begin
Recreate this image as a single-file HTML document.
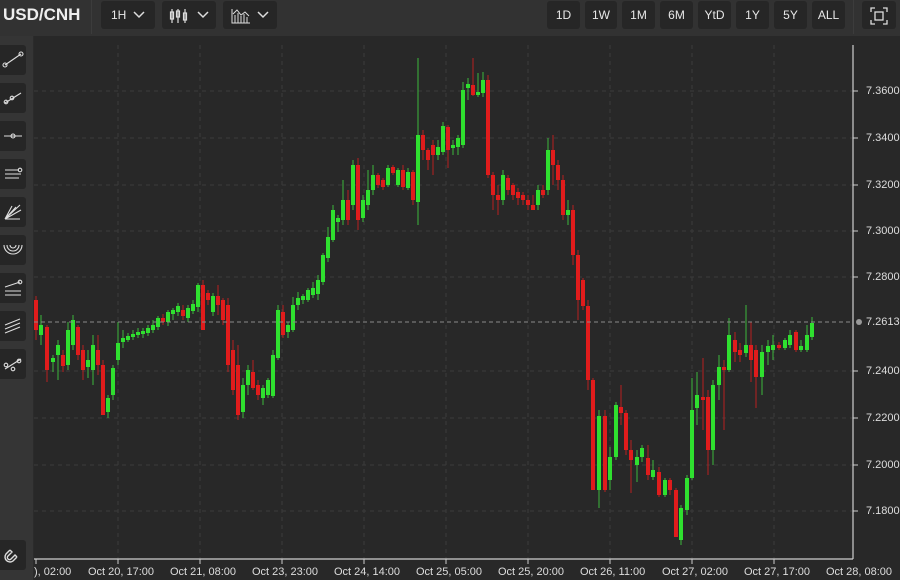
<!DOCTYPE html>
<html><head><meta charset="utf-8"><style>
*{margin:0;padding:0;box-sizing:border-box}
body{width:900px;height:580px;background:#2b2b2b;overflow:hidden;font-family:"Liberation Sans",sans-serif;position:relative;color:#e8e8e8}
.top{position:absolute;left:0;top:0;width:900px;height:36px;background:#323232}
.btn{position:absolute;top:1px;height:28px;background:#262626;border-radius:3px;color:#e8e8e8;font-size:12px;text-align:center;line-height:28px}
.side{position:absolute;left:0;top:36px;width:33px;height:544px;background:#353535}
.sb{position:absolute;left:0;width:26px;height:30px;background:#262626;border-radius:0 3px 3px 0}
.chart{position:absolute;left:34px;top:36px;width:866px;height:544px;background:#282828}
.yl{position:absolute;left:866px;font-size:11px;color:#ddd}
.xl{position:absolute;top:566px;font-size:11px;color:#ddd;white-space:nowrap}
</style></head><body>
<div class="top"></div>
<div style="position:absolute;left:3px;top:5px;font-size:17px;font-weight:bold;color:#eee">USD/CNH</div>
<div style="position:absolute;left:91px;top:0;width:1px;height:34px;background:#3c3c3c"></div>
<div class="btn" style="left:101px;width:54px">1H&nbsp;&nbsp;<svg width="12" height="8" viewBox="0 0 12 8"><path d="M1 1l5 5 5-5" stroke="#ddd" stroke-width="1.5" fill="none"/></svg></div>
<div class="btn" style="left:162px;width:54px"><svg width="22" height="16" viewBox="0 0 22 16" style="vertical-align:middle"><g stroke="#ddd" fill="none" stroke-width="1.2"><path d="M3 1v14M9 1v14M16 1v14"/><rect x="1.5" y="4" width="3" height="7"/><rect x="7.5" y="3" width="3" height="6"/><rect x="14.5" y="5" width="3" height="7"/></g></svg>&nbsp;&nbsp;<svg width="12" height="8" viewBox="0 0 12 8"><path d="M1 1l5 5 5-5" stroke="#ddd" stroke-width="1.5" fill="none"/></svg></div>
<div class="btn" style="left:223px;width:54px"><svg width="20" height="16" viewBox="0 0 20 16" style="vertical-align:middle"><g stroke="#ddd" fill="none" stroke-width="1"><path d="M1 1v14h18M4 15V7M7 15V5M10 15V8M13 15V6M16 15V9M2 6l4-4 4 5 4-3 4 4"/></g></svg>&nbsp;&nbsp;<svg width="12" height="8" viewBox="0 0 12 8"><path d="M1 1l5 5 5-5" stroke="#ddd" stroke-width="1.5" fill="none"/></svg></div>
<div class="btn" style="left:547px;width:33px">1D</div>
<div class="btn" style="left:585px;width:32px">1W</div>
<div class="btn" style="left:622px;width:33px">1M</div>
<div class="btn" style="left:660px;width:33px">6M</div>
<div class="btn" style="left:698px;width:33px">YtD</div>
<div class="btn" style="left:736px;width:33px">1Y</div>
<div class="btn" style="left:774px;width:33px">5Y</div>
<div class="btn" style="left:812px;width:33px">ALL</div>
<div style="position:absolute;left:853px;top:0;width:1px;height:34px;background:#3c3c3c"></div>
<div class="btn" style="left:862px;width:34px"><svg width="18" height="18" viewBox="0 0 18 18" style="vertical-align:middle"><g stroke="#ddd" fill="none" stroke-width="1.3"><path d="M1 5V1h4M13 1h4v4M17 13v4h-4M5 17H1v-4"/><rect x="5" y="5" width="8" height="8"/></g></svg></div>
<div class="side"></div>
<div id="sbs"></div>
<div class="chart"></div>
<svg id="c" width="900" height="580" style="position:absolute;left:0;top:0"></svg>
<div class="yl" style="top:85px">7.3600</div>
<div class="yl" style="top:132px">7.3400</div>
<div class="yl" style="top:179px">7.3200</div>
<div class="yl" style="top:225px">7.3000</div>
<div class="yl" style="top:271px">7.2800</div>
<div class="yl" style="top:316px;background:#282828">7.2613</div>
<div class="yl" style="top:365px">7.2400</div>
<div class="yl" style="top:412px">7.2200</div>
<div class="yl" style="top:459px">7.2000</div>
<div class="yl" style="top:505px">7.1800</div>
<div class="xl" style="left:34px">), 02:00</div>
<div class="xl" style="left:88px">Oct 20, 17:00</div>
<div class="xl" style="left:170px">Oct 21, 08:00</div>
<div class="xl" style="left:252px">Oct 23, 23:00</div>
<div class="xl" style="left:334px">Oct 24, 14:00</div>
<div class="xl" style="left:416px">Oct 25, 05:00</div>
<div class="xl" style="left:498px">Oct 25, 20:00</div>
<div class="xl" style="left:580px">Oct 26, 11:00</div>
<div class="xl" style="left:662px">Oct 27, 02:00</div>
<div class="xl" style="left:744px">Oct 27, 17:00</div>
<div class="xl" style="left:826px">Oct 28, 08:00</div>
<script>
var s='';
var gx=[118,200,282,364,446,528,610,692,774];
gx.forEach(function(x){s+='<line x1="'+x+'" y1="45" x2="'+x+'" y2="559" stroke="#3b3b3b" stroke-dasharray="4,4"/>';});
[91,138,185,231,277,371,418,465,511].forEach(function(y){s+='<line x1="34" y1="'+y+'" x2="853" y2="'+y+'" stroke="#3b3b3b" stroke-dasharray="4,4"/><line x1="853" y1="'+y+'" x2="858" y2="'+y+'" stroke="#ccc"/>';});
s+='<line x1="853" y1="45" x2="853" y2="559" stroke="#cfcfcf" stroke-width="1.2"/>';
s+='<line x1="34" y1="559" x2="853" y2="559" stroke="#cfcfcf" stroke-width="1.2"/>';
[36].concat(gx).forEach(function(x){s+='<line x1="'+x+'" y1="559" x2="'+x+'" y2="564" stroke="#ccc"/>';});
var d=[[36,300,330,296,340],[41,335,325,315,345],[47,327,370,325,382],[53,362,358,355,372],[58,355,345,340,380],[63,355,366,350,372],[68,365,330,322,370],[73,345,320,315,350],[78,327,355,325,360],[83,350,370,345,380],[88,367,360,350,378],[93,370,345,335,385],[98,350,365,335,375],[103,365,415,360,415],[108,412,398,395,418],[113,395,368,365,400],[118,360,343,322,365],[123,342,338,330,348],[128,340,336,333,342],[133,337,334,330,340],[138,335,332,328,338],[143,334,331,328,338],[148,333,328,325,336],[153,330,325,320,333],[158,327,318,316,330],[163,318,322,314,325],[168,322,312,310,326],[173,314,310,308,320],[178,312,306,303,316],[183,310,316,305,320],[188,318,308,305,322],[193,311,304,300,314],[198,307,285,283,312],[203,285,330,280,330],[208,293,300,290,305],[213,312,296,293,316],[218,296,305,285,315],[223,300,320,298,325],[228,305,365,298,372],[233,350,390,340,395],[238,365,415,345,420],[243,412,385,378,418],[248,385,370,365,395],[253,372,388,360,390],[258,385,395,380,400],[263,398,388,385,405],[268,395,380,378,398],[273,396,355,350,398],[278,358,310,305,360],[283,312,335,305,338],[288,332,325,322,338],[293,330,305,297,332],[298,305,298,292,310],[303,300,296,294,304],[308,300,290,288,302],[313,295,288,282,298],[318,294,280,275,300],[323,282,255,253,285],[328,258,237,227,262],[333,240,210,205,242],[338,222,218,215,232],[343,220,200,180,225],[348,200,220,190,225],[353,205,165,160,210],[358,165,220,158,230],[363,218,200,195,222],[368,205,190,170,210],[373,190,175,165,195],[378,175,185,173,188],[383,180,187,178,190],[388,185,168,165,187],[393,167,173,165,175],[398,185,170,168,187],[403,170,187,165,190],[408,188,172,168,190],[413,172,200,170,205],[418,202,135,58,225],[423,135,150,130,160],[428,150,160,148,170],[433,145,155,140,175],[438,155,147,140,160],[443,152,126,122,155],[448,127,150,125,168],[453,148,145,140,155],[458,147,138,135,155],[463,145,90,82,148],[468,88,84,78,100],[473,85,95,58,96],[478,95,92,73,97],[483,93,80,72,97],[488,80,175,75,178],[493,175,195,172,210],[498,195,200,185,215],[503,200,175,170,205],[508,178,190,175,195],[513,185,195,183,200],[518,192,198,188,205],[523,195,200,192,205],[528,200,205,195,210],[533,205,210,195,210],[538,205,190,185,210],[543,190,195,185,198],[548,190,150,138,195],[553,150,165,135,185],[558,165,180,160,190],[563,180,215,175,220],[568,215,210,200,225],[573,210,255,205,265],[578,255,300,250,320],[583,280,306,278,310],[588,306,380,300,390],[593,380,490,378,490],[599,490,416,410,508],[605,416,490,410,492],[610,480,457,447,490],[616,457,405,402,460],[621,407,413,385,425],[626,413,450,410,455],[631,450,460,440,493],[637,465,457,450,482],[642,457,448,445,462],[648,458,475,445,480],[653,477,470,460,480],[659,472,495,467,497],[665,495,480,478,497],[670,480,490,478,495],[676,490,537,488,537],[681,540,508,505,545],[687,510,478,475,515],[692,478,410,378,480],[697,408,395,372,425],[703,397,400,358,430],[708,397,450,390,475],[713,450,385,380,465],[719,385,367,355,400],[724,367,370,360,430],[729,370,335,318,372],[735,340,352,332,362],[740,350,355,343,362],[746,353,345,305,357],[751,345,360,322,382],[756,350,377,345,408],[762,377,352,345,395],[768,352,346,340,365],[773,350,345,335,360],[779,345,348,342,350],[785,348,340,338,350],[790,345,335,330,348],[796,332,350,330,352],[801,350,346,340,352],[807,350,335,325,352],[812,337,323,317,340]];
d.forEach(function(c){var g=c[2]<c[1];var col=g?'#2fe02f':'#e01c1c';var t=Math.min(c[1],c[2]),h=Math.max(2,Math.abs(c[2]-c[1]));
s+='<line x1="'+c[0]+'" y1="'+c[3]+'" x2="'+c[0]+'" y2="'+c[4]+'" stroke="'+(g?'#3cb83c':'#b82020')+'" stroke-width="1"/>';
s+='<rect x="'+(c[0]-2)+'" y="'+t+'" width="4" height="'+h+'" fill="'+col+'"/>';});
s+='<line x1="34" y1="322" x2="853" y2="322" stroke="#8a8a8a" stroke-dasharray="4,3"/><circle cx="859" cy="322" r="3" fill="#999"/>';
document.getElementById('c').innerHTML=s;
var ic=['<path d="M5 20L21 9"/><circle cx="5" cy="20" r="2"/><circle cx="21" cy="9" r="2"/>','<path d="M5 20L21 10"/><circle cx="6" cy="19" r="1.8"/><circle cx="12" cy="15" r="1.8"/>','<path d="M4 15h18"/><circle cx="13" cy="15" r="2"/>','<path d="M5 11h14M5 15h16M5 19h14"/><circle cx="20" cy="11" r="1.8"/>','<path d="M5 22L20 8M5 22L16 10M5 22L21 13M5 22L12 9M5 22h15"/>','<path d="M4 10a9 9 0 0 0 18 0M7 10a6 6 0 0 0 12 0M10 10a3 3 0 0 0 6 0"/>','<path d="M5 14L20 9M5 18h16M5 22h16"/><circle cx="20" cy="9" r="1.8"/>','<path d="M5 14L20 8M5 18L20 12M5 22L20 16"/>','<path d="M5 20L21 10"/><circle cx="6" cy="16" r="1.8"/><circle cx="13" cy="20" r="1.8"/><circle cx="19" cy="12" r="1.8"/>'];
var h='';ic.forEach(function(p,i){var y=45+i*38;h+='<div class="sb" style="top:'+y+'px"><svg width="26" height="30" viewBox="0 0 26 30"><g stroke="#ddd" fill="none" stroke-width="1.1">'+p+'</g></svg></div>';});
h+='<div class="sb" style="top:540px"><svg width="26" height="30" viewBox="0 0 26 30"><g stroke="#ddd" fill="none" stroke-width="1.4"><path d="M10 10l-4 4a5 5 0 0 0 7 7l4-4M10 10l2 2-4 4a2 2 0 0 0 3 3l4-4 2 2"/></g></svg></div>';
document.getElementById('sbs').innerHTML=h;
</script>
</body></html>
end
Look above for every line with the word "document" and copy it.

# FULL OUTPUT:
Recreate this image as a single-file HTML document.
document.getElementById('c').innerHTML=s;
document.getElementById('sbs').innerHTML=h;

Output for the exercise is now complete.